Tant le Centre pour l’égalité des chances et la lutte contre le racisme que le Collectif Dialogue et Partage tiennent toutefois à rappeler que ce procès n’est nullement un procès contre l’Islam, ni contre les musulmans, ni contre la communauté issue de l’immigration arabo-musulmane, mais bien un procès contre les extrémistes qui instrumentalisent la religion pour inciter à la haine raciste, se rendant ainsi coupables de faits constitutifs de délit.

Le Centre a obtenu une indemnité de 2500 € tandis que les autres parties civiles ont obtenu 1 euro symbolique. Même si les parties peuvent encore faire appel, ce jugement constitue un signal important dans un contexte actuel de recrudescence des discours haineux sur Internet, qui contribuent à créer un climat de haine propice au passage à l'acte.

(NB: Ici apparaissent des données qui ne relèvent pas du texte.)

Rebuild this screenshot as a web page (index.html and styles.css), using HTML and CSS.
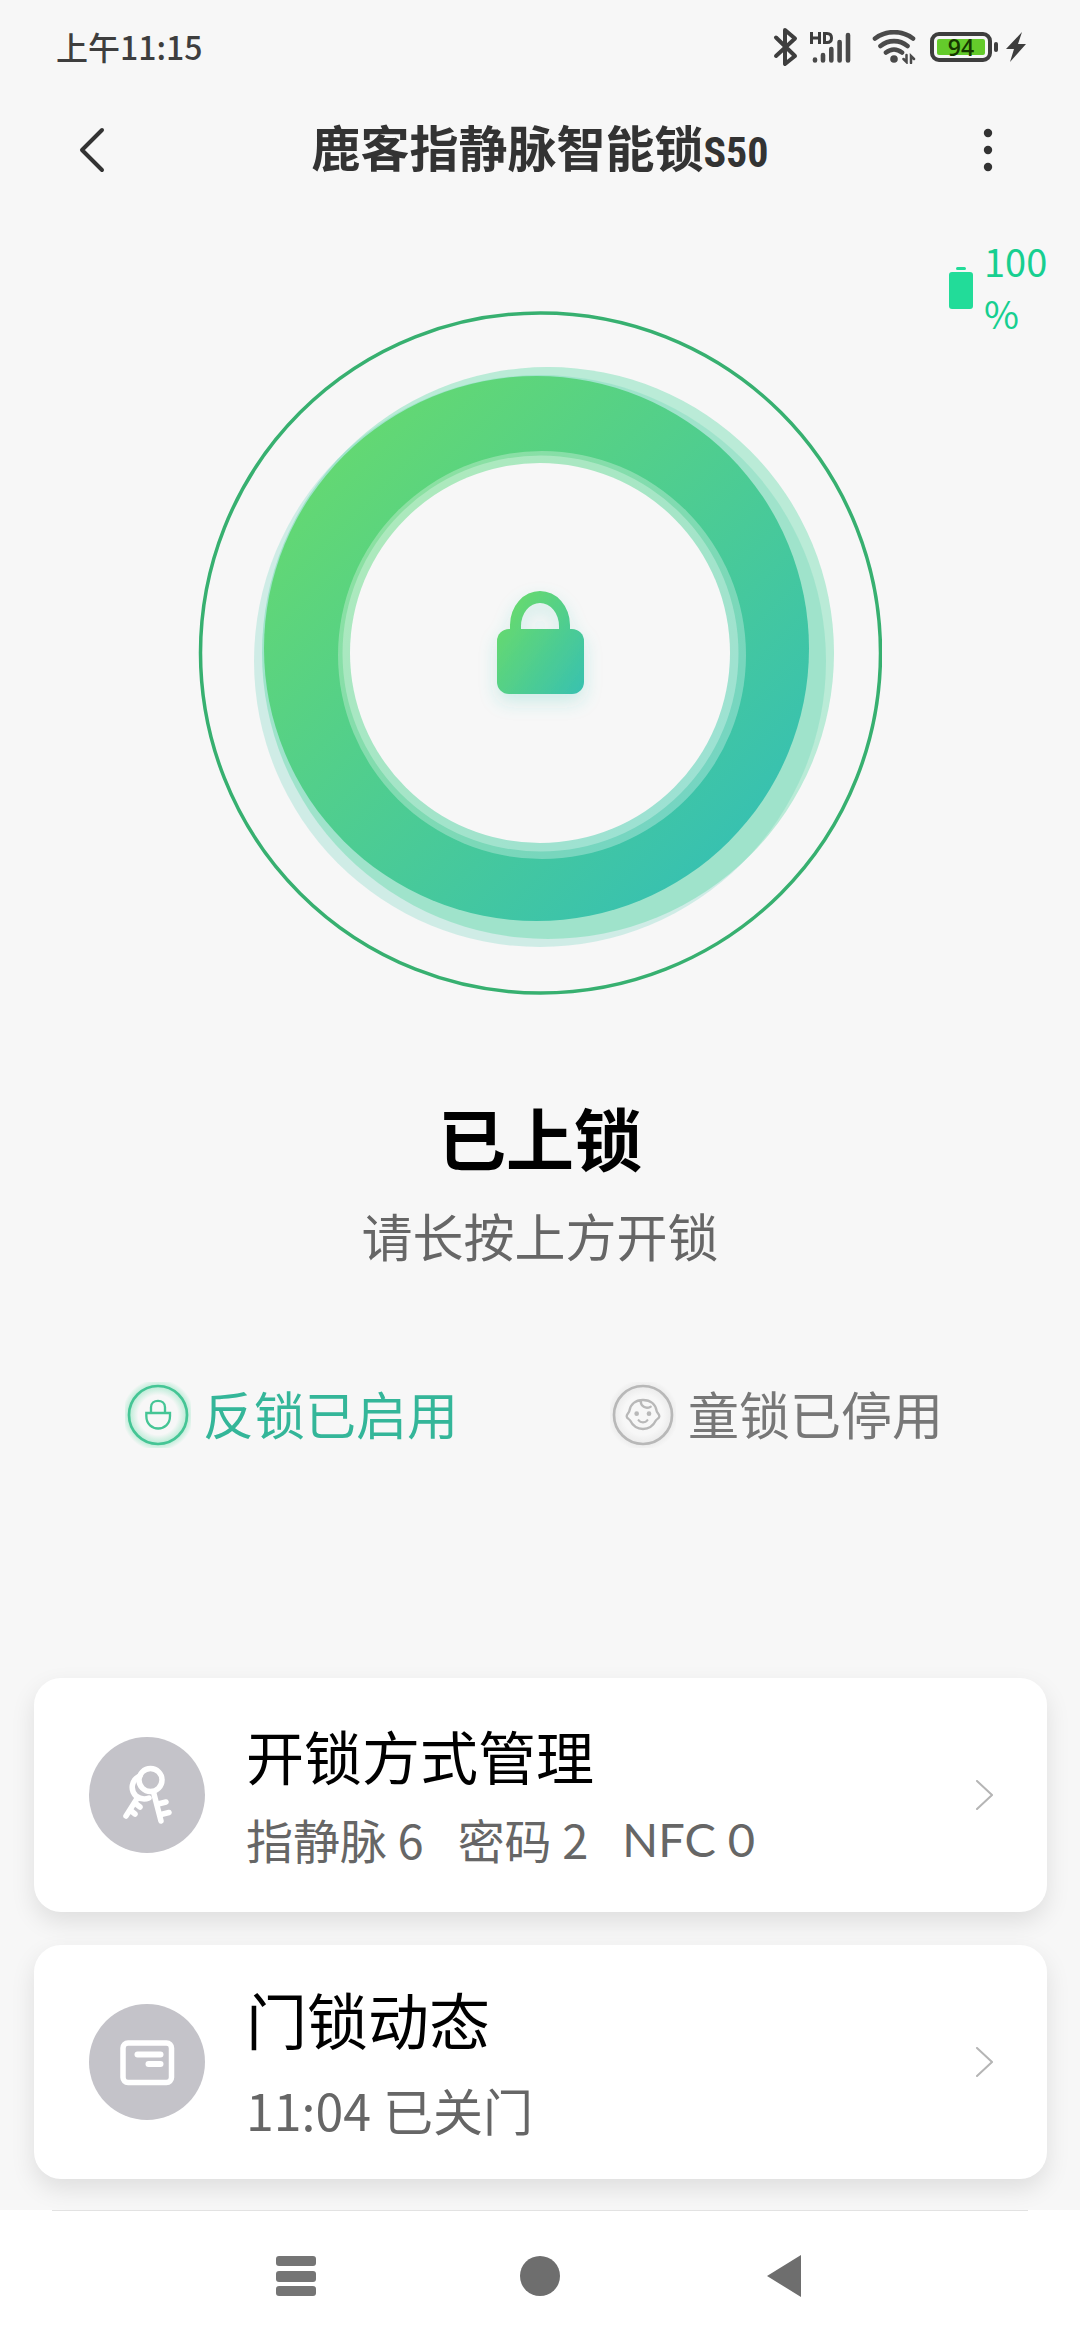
FILE: index.html
```html
<!DOCTYPE html>
<html lang="zh-CN">
<head>
<meta charset="utf-8">
<meta name="viewport" content="width=device-width, initial-scale=1">
<title>鹿客指静脉智能锁S50</title>
<link rel="stylesheet" href="styles.css">
</head>
<body>
<div class="screen">
  <div class="status-bar">
    <span class="clock">上午11:15</span>
    <div class="status-icons">
      <svg class="bluetooth" width="26" height="40" viewBox="0 0 26 40" fill="none" stroke="#3e3e3e" stroke-width="4" stroke-linejoin="round" stroke-linecap="round"><path d="M3 10.500L22 29 12 37V3l10 8.500L3 29"/></svg>
      <svg class="signal" width="42" height="34" viewBox="0 0 42 34"><g fill="none" stroke="#3e3e3e" stroke-width="3"><path d="M2.500 2v12M10.500 2v12M2.500 8h8M15.500 3.500h2.500c4 0 4.500 3 4.500 4.500s-.5 4.500-4.500 4.500h-2.500z"/></g><g fill="none" stroke="#4a4a4a" stroke-width="4.600" stroke-linecap="round"><path d="M6 29.500v1M14 25v5.500M22.300 19v11.500M30.600 12v18.500M39 5v25.500"/></g></svg>
      <svg class="wifi" width="44" height="34" viewBox="0 0 44 34" fill="none" stroke="#4a4a4a" stroke-width="4.600" stroke-linecap="round"><path d="M3 8.500C14 0 30 0 41 8.500M8.500 16c8-6.500 19-6.500 27 0M14 22.500c5-4 11-4 16 0"/><circle cx="22" cy="29" r="3.800" fill="#4a4a4a" stroke="none"/><path d="M34.500 25v7l-3-3M39 33v-7l3 3" stroke-width="2.500"/></svg>
      <div class="phone-battery"><span class="phone-battery-level">94</span></div>
      <svg class="bolt" width="20" height="30" viewBox="0 0 20 30" fill="#3e3e3e"><path d="M16 0L0 17h8L4 30 20 12h-8z"/></svg>
    </div>
  </div>

  <header class="header">
    <button class="icon-button" type="button" aria-label="返回">
      <svg width="28" height="48" viewBox="0 0 28 48" fill="none" stroke="#333" stroke-width="4" stroke-linecap="round" stroke-linejoin="round"><path d="M24 4L4 24l20 20"/></svg>
    </button>
    <h1 class="title">鹿客指静脉智能锁<span class="model">S50</span></h1>
    <button class="icon-button" type="button" aria-label="更多">
      <svg width="10" height="44" viewBox="0 0 10 44" fill="#333"><circle cx="5" cy="5" r="4.200"/><circle cx="5" cy="22" r="4.200"/><circle cx="5" cy="39" r="4.200"/></svg>
    </button>
  </header>

  <main>
    <section class="hero">
      <button class="lock-button" type="button" aria-label="长按开锁">
        <svg class="ring" viewBox="0 0 684 684">
          <defs>
            <linearGradient id="disc" x1="0.140" y1="0.140" x2="0.860" y2="0.860"><stop offset="0" stop-color="#63d873"/><stop offset="1" stop-color="#38c1b0"/></linearGradient>
            <linearGradient id="lock" gradientUnits="userSpaceOnUse" x1="300" y1="325" x2="384" y2="384"><stop offset="0" stop-color="#63d873"/><stop offset="1" stop-color="#38c1b0"/></linearGradient>
            <filter id="glow" x="-50%" y="-50%" width="200%" height="200%"><feDropShadow dx="0" dy="8" stdDeviation="9" flood-color="#38c1b0" flood-opacity="0.220"/></filter>
          </defs>
          <circle cx="342.500" cy="342" r="340" fill="none" stroke="#37b070" stroke-width="3.500"/>
          <circle cx="342" cy="350" r="286" fill="#3cc4ac" fill-opacity="0.210"/>
          <circle cx="350" cy="342" r="286" fill="#43d299" fill-opacity="0.340"/>
          <circle cx="338.500" cy="337.500" r="272.500" fill="url(#disc)"/>
          <circle cx="344" cy="344" r="204" fill="#fff" fill-opacity="0.290"/>
          <circle cx="342.500" cy="342.500" r="198" fill="#fff" fill-opacity="0.290"/>
          <circle cx="342" cy="342" r="190" fill="#f7f7f7"/>
          <g fill="url(#lock)" filter="url(#glow)">
            <path d="M312 322v-8a30 34 0 0 1 60 0v8h-11v-7a19 23 0 0 0-38 0v7z"/>
            <rect x="299" y="318" width="87" height="65" rx="12"/>
          </g>
        </svg>
      </button>
      <div class="lock-battery">
        <svg width="24" height="42" viewBox="0 0 24 42" fill="#22dc99"><rect x="7" y="0" width="10" height="3" rx="1.500"/><rect y="5" width="24" height="37" rx="3"/></svg>
        <span class="lock-battery-text">100 %</span>
      </div>
    </section>

    <h2 class="state">已上锁</h2>
    <p class="hint">请长按上方开锁</p>

    <div class="modes">
      <div class="mode mode-on">
        <svg class="mode-icon" viewBox="0 0 198 198" fill="none" stroke="#45c595" stroke-width="8">
          <defs><radialGradient id="halo-on"><stop offset="0.550" stop-color="#45d596" stop-opacity="0"/><stop offset="0.800" stop-color="#45d596" stop-opacity="0.350"/><stop offset="1" stop-color="#45d596" stop-opacity="0"/></radialGradient></defs>
          <circle cx="99" cy="99" r="108" fill="url(#halo-on)" stroke="none"/>
          <circle cx="99" cy="99" r="87"/>
          <path stroke-width="7" d="M78 91V76c0-26 42-26 42 0v15M64 93h71v9c0 50-71 50-71 0z"/>
        </svg>
        <span>反锁已启用</span>
      </div>
      <div class="mode mode-off">
        <svg class="mode-icon" viewBox="0 0 198 198" fill="none" stroke="#b8b8b8" stroke-width="8">
          <defs><radialGradient id="halo-off"><stop offset="0.550" stop-color="#bbb" stop-opacity="0"/><stop offset="0.800" stop-color="#bbb" stop-opacity="0.200"/><stop offset="1" stop-color="#bbb" stop-opacity="0"/></radialGradient></defs>
          <circle cx="99" cy="99" r="108" fill="url(#halo-off)" stroke="none"/>
          <circle cx="99" cy="99" r="87"/>
          <g stroke-width="7" stroke-linecap="round"><path d="M99 54c-24 0-38 14-41 33-1 6-8 9-8 16s7 7 10 12c8 16 22 26 39 26s31-10 39-26c3-5 10-5 10-12s-7-10-8-16c-3-19-17-33-41-33zM92 56c0 17 15 26 30 18M86 115c6 8 20 8 26 0"/></g>
          <g fill="#b8b8b8" stroke="none"><circle cx="80" cy="95" r="7"/><circle cx="117" cy="95" r="7"/></g>
        </svg>
        <span>童锁已停用</span>
      </div>
    </div>

    <nav class="cards">
      <a class="card" href="#unlock-methods">
        <svg class="card-icon" viewBox="0 0 116 116" fill="none" stroke="#fff" stroke-width="5.500" stroke-linecap="round" stroke-linejoin="round">
          <circle cx="58" cy="58" r="58" fill="#c4c3c9" stroke="none"/>
          <path d="M51 39c-9 4-10 14-4 20 4 3 8 4 13 2M49 60L37 79M41 73l5 4M46 66l5 4M65 57l7 27M69 67l8-2M72 77.500l8-2"/>
          <circle cx="61.500" cy="43" r="11.500"/>
        </svg>
        <span class="card-text">
          <span class="card-title">开锁方式管理</span>
          <span class="card-sub"><span>指静脉 6</span><span>密码 2</span><span class="latin">NFC 0</span></span>
        </span>
        <svg class="chevron" viewBox="0 0 18 30" fill="none" stroke="#b5b5b5" stroke-width="2" stroke-linecap="round"><path d="M2 1l15 14L2 29"/></svg>
      </a>
      <a class="card card-large" href="#activity">
        <svg class="card-icon" viewBox="0 0 116 116">
          <circle cx="58" cy="58" r="58" fill="#c4c3c9"/>
          <rect x="34" y="39" width="48.500" height="39.500" rx="5" fill="none" stroke="#fff" stroke-width="5.500"/>
          <rect x="45.500" y="47.500" width="29" height="6" rx="3" fill="#fff"/><rect x="56.500" y="57" width="18" height="6" rx="3" fill="#fff"/>
        </svg>
        <span class="card-text">
          <span class="card-title">门锁动态</span>
          <span class="card-sub"><span>11:04</span><span>已关门</span></span>
        </span>
        <svg class="chevron" viewBox="0 0 18 30" fill="none" stroke="#b5b5b5" stroke-width="2" stroke-linecap="round"><path d="M2 1l15 14L2 29"/></svg>
      </a>
    </nav>
  </main>

  <footer class="system-nav">
    <div class="system-nav-line"></div>
    <div class="system-nav-keys">
      <button class="icon-button" type="button" aria-label="最近任务"><svg width="40" height="40" viewBox="0 0 40 40" fill="#757575"><rect width="40" height="10" rx="3"/><rect y="15" width="40" height="11" rx="3"/><rect y="30" width="40" height="10" rx="3"/></svg></button>
      <button class="icon-button" type="button" aria-label="主屏幕"><svg width="40" height="40" viewBox="0 0 40 40" fill="#6e6e6e"><circle cx="20" cy="20" r="20"/></svg></button>
      <button class="icon-button" type="button" aria-label="返回上一页"><svg width="34" height="42" viewBox="0 0 34 42" fill="#6e6e6e"><path d="M0 21L34 0v42z"/></svg></button>
    </div>
  </footer>
</div>
</body>
</html>
```

FILE: styles.css
```css
* {
  box-sizing: border-box;
}

body {
  margin: 0;
  background: #f7f7f7;
  color: #000;
  font-family: "Noto Sans CJK SC", sans-serif;
}

.screen {
  display: flex;
  flex-direction: column;
  min-height: 100vh;
}

main {
  flex: 1;
}

svg {
  display: block;
  flex: none;
}

.icon-button {
  display: flex;
  align-items: center;
  justify-content: center;
  padding: 0;
  border: 0;
  background: none;
}

.status-bar {
  display: flex;
  align-items: center;
  justify-content: space-between;
  height: 94px;
  padding: 0 54px 0 56px;
}

.clock {
  color: #3e3e3e;
  font-size: 32px;
  font-weight: 500;
  line-height: 48px;
  padding-bottom: 2px;
}

.status-icons {
  display: flex;
  align-items: center;
}

.signal {
  margin-left: 10px;
}

.wifi {
  margin-left: 21px;
}

.phone-battery {
  position: relative;
  display: flex;
  width: 62px;
  height: 30px;
  margin: 0 14px;
  padding: 3px;
  border: 4px solid #3e3e3e;
  border-radius: 9px;
}

.phone-battery::after {
  content: "";
  position: absolute;
  top: 6px;
  right: -10px;
  width: 4px;
  height: 10px;
  border-radius: 2px;
  background: #3e3e3e;
}

.phone-battery-level {
  flex: 1;
  border-radius: 2px;
  background: #64cb2b;
  color: #163800;
  font-family: "Open Sans", sans-serif;
  font-size: 23px;
  font-weight: 600;
  line-height: 17px;
  text-align: center;
}

.header {
  display: grid;
  grid-template-columns: 184px 1fr 184px;
  align-items: center;
  height: 112px;
}

.title {
  margin: 0;
  padding-bottom: 2px;
  color: #333;
  font-size: 49px;
  font-weight: 700;
  line-height: 72px;
  text-align: center;
  white-space: nowrap;
}

.model {
  font-family: "Roboto Condensed", Roboto, sans-serif;
  font-size: 42px;
}

.hero {
  display: grid;
  grid-template-columns: 1fr 684px 1fr;
  padding-top: 29px;
}

.lock-button {
  grid-column: 2;
  margin: 76px 0 0;
  padding: 0;
  border: 0;
  background: none;
}

.ring {
  width: 100%;
}

.lock-battery {
  grid-column: 3;
  display: flex;
  align-items: center;
  align-self: start;
  justify-content: flex-end;
  gap: 11px;
  padding-right: 28px;
  color: #17cf90;
}

.lock-battery-text {
  width: 68px;
  padding-bottom: 2px;
  font-size: 38px;
  line-height: 52px;
}

.state {
  margin: 100px 0 0;
  font-size: 68px;
  font-weight: 700;
  line-height: 84px;
  text-align: center;
}

.hint {
  margin: 26px 0 0;
  color: #666;
  font-size: 51px;
  line-height: 60px;
  text-align: center;
}

.modes {
  display: flex;
  justify-content: center;
  gap: 152px;
  margin-top: 117px;
  padding-right: 12px;
  font-size: 51px;
  line-height: 62px;
}

.mode {
  display: flex;
  align-items: center;
  gap: 12px;
}

.mode span {
  padding-bottom: 4px;
}

.mode-on {
  color: #34b699;
}

.mode-off {
  color: #777;
}

.mode-icon {
  width: 66px;
  height: 66px;
}

.cards {
  display: flex;
  flex-direction: column;
  gap: 33px;
  margin-top: 230px;
  padding: 0 33px 31px 34px;
}

.card {
  display: flex;
  align-items: center;
  min-height: 234px;
  padding: 4px 54px 0 55px;
  border-radius: 27px;
  background: #fff;
  box-shadow: 0 10px 24px rgba(0, 0, 0, 0.1);
  color: #000;
  text-decoration: none;
}

.card-icon {
  width: 116px;
  height: 116px;
  margin-bottom: 4px;
}

.card-text {
  display: flex;
  flex: 1;
  flex-direction: column;
  margin-left: 41px;
}

.card-title {
  font-size: 58px;
  line-height: 84px;
}

.card-sub {
  display: flex;
  gap: 34px;
  color: #666;
  font-size: 47px;
  line-height: 84px;
}

.latin {
  font-family: Lato, "Noto Sans CJK SC", sans-serif;
}

.card-large .card-title {
  font-size: 61px;
  line-height: 90px;
}

.card-large .card-sub {
  gap: 12px;
  font-size: 50px;
  line-height: 90px;
}

.chevron {
  width: 18px;
  height: 30px;
  margin-bottom: 4px;
}

.system-nav {
  background: #fff;
}

.system-nav-line {
  height: 1px;
  margin: 0 52px;
  background: #e2e2e2;
}

.system-nav-keys {
  display: grid;
  grid-template-columns: repeat(3, 244px);
  justify-content: center;
  height: 129px;
}
```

A ce sujet, le Plan d'action fédéral de lutte contre la violence inspirée par le racisme, l'antisémitisme et la xénophobie prévoit d'accorder une attention toute particulière aux idéologies racistes et antisémites qui se propagent via Internet. La collaboration entre les divers partenaires de CYBERHATE, rassemblant des organismes tels que la FCCU (Federal Computer Crime Unit de la Police fédérale), l’ISPA (Internet Service Providers Association Belgium), le Collège des procureurs généraux, le Centre pour l'égalité des chances et la lutte contre le racisme,…, s'est intensifiée. Le point de signalement, www.cyberhate.be réceptionne actuellement 10 messages par jour en moyenne.